Retype the whole listing verbatim and keep the pictures out of it.
-.-.-
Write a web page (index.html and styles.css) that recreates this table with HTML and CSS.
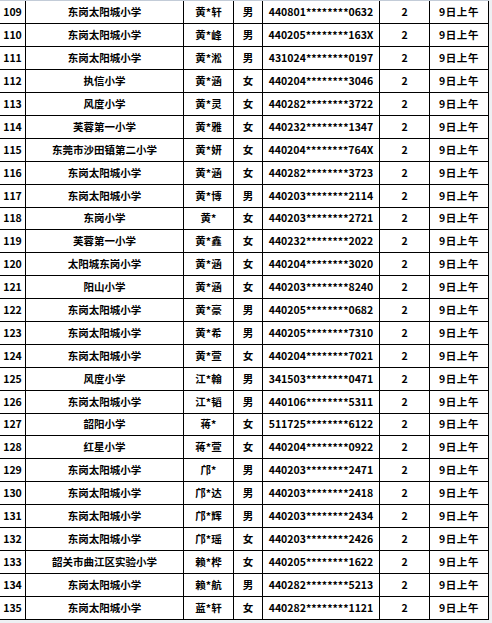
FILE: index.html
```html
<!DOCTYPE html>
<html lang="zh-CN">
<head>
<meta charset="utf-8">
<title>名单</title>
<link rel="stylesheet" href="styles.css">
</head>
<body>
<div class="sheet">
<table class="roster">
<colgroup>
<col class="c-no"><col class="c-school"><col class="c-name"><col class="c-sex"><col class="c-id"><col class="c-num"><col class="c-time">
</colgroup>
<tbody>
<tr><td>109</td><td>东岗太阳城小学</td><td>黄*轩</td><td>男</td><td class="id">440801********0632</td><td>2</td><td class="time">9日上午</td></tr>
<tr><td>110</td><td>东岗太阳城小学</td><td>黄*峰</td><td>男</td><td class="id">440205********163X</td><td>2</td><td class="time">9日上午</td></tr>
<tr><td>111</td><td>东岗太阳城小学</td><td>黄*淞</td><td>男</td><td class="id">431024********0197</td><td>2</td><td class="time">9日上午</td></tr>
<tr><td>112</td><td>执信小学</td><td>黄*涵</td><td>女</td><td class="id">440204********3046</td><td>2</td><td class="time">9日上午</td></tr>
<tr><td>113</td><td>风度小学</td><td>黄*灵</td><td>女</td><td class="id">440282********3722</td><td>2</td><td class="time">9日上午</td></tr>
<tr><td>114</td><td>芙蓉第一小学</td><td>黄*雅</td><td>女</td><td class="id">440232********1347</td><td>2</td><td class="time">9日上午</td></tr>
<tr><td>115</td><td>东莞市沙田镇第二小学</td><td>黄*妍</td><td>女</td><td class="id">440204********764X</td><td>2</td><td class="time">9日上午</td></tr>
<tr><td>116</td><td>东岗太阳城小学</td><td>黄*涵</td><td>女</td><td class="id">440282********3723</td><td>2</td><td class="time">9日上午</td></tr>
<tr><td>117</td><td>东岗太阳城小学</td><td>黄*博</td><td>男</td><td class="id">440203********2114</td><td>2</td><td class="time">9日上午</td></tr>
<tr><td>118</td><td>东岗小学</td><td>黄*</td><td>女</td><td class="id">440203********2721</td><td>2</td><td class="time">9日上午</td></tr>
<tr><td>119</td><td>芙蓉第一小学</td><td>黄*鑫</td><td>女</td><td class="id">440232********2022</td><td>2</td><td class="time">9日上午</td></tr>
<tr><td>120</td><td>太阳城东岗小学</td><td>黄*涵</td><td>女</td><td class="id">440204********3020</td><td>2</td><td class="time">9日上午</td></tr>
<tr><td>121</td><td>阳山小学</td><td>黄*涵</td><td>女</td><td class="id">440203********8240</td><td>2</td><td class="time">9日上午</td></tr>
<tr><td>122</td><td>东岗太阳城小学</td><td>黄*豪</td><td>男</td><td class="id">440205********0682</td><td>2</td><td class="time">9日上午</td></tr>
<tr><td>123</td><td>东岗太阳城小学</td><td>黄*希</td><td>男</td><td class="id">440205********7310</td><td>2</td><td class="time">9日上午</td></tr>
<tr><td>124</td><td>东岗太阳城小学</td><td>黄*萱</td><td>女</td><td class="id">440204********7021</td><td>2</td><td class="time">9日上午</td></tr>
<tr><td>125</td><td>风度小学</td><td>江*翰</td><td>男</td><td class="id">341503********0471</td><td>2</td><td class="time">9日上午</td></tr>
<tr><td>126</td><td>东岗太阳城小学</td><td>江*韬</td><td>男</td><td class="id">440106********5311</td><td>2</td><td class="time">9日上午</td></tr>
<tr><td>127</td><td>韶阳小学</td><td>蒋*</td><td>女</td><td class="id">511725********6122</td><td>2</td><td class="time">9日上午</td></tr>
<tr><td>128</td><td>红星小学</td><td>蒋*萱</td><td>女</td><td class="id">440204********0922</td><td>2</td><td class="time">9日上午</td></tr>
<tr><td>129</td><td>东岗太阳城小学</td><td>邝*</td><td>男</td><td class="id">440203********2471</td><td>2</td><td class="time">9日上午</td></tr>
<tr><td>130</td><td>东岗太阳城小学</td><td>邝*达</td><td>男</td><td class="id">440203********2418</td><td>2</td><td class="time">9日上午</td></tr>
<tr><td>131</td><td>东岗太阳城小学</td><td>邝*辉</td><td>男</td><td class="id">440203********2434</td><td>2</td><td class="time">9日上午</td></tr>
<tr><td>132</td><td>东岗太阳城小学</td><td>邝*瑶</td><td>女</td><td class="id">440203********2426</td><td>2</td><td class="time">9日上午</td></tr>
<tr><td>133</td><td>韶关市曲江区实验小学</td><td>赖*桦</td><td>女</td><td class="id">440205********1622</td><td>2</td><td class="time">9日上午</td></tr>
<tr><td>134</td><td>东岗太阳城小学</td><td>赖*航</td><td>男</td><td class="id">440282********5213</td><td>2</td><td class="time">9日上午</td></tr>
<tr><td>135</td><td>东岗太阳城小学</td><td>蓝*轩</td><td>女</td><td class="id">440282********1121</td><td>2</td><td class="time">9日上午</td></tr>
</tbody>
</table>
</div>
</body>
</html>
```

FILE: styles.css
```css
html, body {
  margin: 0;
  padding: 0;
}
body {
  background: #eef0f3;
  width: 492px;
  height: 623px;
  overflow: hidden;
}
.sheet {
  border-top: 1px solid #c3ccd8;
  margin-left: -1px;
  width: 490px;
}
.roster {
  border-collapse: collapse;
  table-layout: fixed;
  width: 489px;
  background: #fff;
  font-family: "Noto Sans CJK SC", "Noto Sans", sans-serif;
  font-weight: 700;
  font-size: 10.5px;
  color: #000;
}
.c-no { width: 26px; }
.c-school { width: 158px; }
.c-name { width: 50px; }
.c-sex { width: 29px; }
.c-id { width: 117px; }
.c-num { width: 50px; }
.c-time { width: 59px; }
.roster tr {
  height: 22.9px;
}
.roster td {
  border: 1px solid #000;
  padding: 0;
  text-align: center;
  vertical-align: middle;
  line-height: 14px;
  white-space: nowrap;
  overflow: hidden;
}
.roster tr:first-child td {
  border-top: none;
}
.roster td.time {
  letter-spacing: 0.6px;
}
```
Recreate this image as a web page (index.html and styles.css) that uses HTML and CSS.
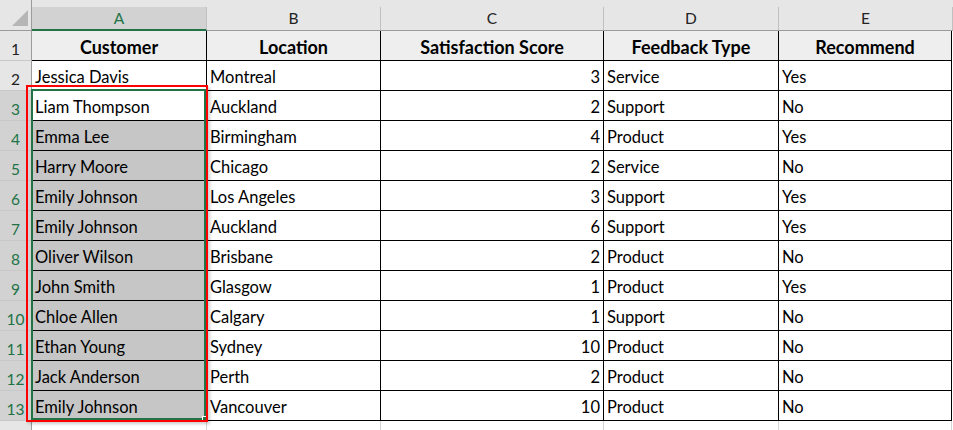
-.-.-
Response to the exercise:
Write a web page (index.html and styles.css) that recreates this table with HTML and CSS.
FILE: index.html
```html
<!DOCTYPE html>
<html lang="zh-CN">
<head>
<meta charset="utf-8">
<title>名单</title>
<link rel="stylesheet" href="styles.css">
</head>
<body>
<div class="sheet">
<table class="roster">
<colgroup>
<col class="c-no"><col class="c-school"><col class="c-name"><col class="c-sex"><col class="c-id"><col class="c-num"><col class="c-time">
</colgroup>
<tbody>
<tr><td>109</td><td>东岗太阳城小学</td><td>黄*轩</td><td>男</td><td class="id">440801********0632</td><td>2</td><td class="time">9日上午</td></tr>
<tr><td>110</td><td>东岗太阳城小学</td><td>黄*峰</td><td>男</td><td class="id">440205********163X</td><td>2</td><td class="time">9日上午</td></tr>
<tr><td>111</td><td>东岗太阳城小学</td><td>黄*淞</td><td>男</td><td class="id">431024********0197</td><td>2</td><td class="time">9日上午</td></tr>
<tr><td>112</td><td>执信小学</td><td>黄*涵</td><td>女</td><td class="id">440204********3046</td><td>2</td><td class="time">9日上午</td></tr>
<tr><td>113</td><td>风度小学</td><td>黄*灵</td><td>女</td><td class="id">440282********3722</td><td>2</td><td class="time">9日上午</td></tr>
<tr><td>114</td><td>芙蓉第一小学</td><td>黄*雅</td><td>女</td><td class="id">440232********1347</td><td>2</td><td class="time">9日上午</td></tr>
<tr><td>115</td><td>东莞市沙田镇第二小学</td><td>黄*妍</td><td>女</td><td class="id">440204********764X</td><td>2</td><td class="time">9日上午</td></tr>
<tr><td>116</td><td>东岗太阳城小学</td><td>黄*涵</td><td>女</td><td class="id">440282********3723</td><td>2</td><td class="time">9日上午</td></tr>
<tr><td>117</td><td>东岗太阳城小学</td><td>黄*博</td><td>男</td><td class="id">440203********2114</td><td>2</td><td class="time">9日上午</td></tr>
<tr><td>118</td><td>东岗小学</td><td>黄*</td><td>女</td><td class="id">440203********2721</td><td>2</td><td class="time">9日上午</td></tr>
<tr><td>119</td><td>芙蓉第一小学</td><td>黄*鑫</td><td>女</td><td class="id">440232********2022</td><td>2</td><td class="time">9日上午</td></tr>
<tr><td>120</td><td>太阳城东岗小学</td><td>黄*涵</td><td>女</td><td class="id">440204********3020</td><td>2</td><td class="time">9日上午</td></tr>
<tr><td>121</td><td>阳山小学</td><td>黄*涵</td><td>女</td><td class="id">440203********8240</td><td>2</td><td class="time">9日上午</td></tr>
<tr><td>122</td><td>东岗太阳城小学</td><td>黄*豪</td><td>男</td><td class="id">440205********0682</td><td>2</td><td class="time">9日上午</td></tr>
<tr><td>123</td><td>东岗太阳城小学</td><td>黄*希</td><td>男</td><td class="id">440205********7310</td><td>2</td><td class="time">9日上午</td></tr>
<tr><td>124</td><td>东岗太阳城小学</td><td>黄*萱</td><td>女</td><td class="id">440204********7021</td><td>2</td><td class="time">9日上午</td></tr>
<tr><td>125</td><td>风度小学</td><td>江*翰</td><td>男</td><td class="id">341503********0471</td><td>2</td><td class="time">9日上午</td></tr>
<tr><td>126</td><td>东岗太阳城小学</td><td>江*韬</td><td>男</td><td class="id">440106********5311</td><td>2</td><td class="time">9日上午</td></tr>
<tr><td>127</td><td>韶阳小学</td><td>蒋*</td><td>女</td><td class="id">511725********6122</td><td>2</td><td class="time">9日上午</td></tr>
<tr><td>128</td><td>红星小学</td><td>蒋*萱</td><td>女</td><td class="id">440204********0922</td><td>2</td><td class="time">9日上午</td></tr>
<tr><td>129</td><td>东岗太阳城小学</td><td>邝*</td><td>男</td><td class="id">440203********2471</td><td>2</td><td class="time">9日上午</td></tr>
<tr><td>130</td><td>东岗太阳城小学</td><td>邝*达</td><td>男</td><td class="id">440203********2418</td><td>2</td><td class="time">9日上午</td></tr>
<tr><td>131</td><td>东岗太阳城小学</td><td>邝*辉</td><td>男</td><td class="id">440203********2434</td><td>2</td><td class="time">9日上午</td></tr>
<tr><td>132</td><td>东岗太阳城小学</td><td>邝*瑶</td><td>女</td><td class="id">440203********2426</td><td>2</td><td class="time">9日上午</td></tr>
<tr><td>133</td><td>韶关市曲江区实验小学</td><td>赖*桦</td><td>女</td><td class="id">440205********1622</td><td>2</td><td class="time">9日上午</td></tr>
<tr><td>134</td><td>东岗太阳城小学</td><td>赖*航</td><td>男</td><td class="id">440282********5213</td><td>2</td><td class="time">9日上午</td></tr>
<tr><td>135</td><td>东岗太阳城小学</td><td>蓝*轩</td><td>女</td><td class="id">440282********1121</td><td>2</td><td class="time">9日上午</td></tr>
</tbody>
</table>
</div>
</body>
</html>
```

FILE: styles.css
```css
html, body {
  margin: 0;
  padding: 0;
}
body {
  background: #eef0f3;
  width: 492px;
  height: 623px;
  overflow: hidden;
}
.sheet {
  border-top: 1px solid #c3ccd8;
  margin-left: -1px;
  width: 490px;
}
.roster {
  border-collapse: collapse;
  table-layout: fixed;
  width: 489px;
  background: #fff;
  font-family: "Noto Sans CJK SC", "Noto Sans", sans-serif;
  font-weight: 700;
  font-size: 10.5px;
  color: #000;
}
.c-no { width: 26px; }
.c-school { width: 158px; }
.c-name { width: 50px; }
.c-sex { width: 29px; }
.c-id { width: 117px; }
.c-num { width: 50px; }
.c-time { width: 59px; }
.roster tr {
  height: 22.9px;
}
.roster td {
  border: 1px solid #000;
  padding: 0;
  text-align: center;
  vertical-align: middle;
  line-height: 14px;
  white-space: nowrap;
  overflow: hidden;
}
.roster tr:first-child td {
  border-top: none;
}
.roster td.time {
  letter-spacing: 0.6px;
}
```
Recreate this image as a web page (index.html and styles.css) that uses HTML and CSS.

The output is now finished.